In additional to Craig Moore, Dane Chambers also delivered a special, emotive speech at Brigade Hill on our recent Soc Kienzle-led trek along the Kokoda Track…
Courage, endurance, mateship and sacrifice are not qualities that we typically associate with someone 18 years of age, however these are the qualities that embody the brave men who fought in the Kokoda campaign.
As a boy 18 years of age, I would not conceive that I would be called upon to fight a foreign enemy in some of the most challenging conditions imaginable. Instead of defending the streets of a capital city, they were called upon to defend the territory of Papua.

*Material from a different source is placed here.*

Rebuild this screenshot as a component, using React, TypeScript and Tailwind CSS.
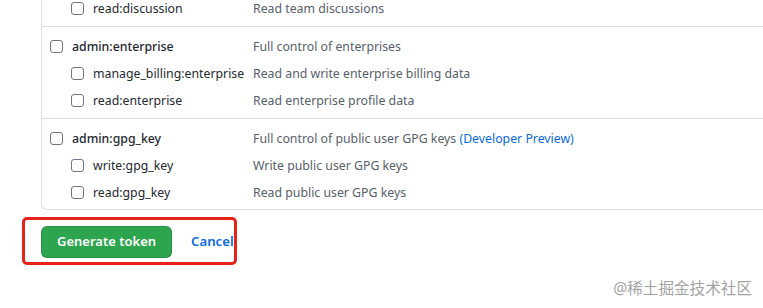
type Scope = { name: string; desc: string; preview?: boolean };
type Group = { top?: Scope; children: Scope[] };

const groups: Group[] = [
  {
    top: { name: "admin:enterprise", desc: "Full control of enterprises" },
    children: [
      { name: "manage_billing:enterprise", desc: "Read and write enterprise billing data" },
      { name: "read:enterprise", desc: "Read enterprise profile data" },
    ],
  },
  {
    top: { name: "admin:gpg_key", desc: "Full control of public user GPG keys", preview: true },
    children: [
      { name: "write:gpg_key", desc: "Write public user GPG keys" },
      { name: "read:gpg_key", desc: "Read public user GPG keys" },
    ],
  },
];

function Box() {
  return <span className="block w-[13px] h-[13px] shrink-0 rounded-[3px] border border-[#6e7781] bg-white" />;
}

function Row({ scope, child }: { scope: Scope; child?: boolean }) {
  return (
    <div className="flex items-center h-[27px]">
      <div className={`flex items-center gap-[9px] w-[211px] shrink-0 ${child ? "pl-[29px]" : "pl-[8px]"}`}>
        <Box />
        <span className={child ? "pt-[2px] text-[#24292f]" : "pt-[2px] text-[#24292f] font-medium"}>{scope.name}</span>
      </div>
      <span className="pt-[2px] text-[#57606a]">
        {scope.desc}
        {scope.preview && (
          <>
            {" "}
            <span className="text-[#0969da]">(Developer Preview)</span>
          </>
        )}
      </span>
    </div>
  );
}

export default function App() {
  return (
    <div
      className="relative w-[763px] h-[308px] overflow-hidden bg-white text-[12.3px]"
      style={{ fontFamily: '"Noto Sans", "Open Sans", sans-serif' }}
    >
      <div className="ml-[41px] w-[740px] -mt-[5px] rounded-b-[6px] border-l border-r border-b border-[#d8dee4]">
        <div className="pb-[4px] border-b border-[#d8dee4]">
          <Row scope={{ name: "read:discussion", desc: "Read team discussions" }} child />
        </div>
        {groups.map((g, i) => (
          <div
            key={i}
            className={`pt-[6px] ${i === 0 ? "pb-[4px] border-b border-[#d8dee4]" : "pb-[3px]"}`}
          >
            {g.top && <Row scope={g.top} />}
            {g.children.map((c) => (
              <Row key={c.name} scope={c} child />
            ))}
          </div>
        ))}
      </div>

      <div className="flex items-center gap-[19px] ml-[41px] mt-[16px]">
        <button className="h-[32px] px-[15px] rounded-[6px] bg-[#2da44e] text-white text-[13px] font-semibold border border-[rgba(27,31,36,0.15)]">
          Generate token
        </button>
        <span className="text-[#0969da] text-[13.2px] font-semibold">Cancel</span>
      </div>

      <div className="absolute left-[22px] top-[217px] w-[215px] h-[48px] rounded-[5px] border-[3px] border-[#e5231b]" />

      <div
        className="absolute right-[11px] top-[277px] text-[15.6px] text-[#a3a3a3]"
        style={{ fontFamily: '"Noto Sans", "Noto Sans CJK SC", sans-serif' }}
      >
        @稀土掘金技术社区
      </div>
    </div>
  );
}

The terrain was unforgiving; each climb was just the start of the next descent. The equipment that they were supplied was not suited to the tropical conditions; it was more at home in the desert. Medicine to combat tropical illnesses such as malaria was not forth coming until it was too late, with many succumbing to the illness. Food was scarce and heavily rationed, shared with the weary bodies in the nearby weapons pits. The enemy seemed to be unending, willing to sacrifice their lives for the emperor, seeking to overwhelm with sheer numbers. Regardless of how these boys joined the war, they overcame these obstacles and stood side by side on the battlefield as men.
2300 men who came ashore made the ultimate sacrifice and did not return to their families. Those who were lucky enough to return home, did so forever changed, carrying the memories of fallen mates and the horrors of war.
I will never truly understand how they felt on those wet and cold nights, sitting on the side of a ridge, looking for an enemy amongst the thick undergrowth, while their mate tried to sleep beside them. It is their sacrifice that gave me the opportunity to be born into a life, where I would not have to. A life where I now seek to respect the memory of their courage, endurance, mateship and sacrifice and honour that memory by exercising those freedoms they fought for.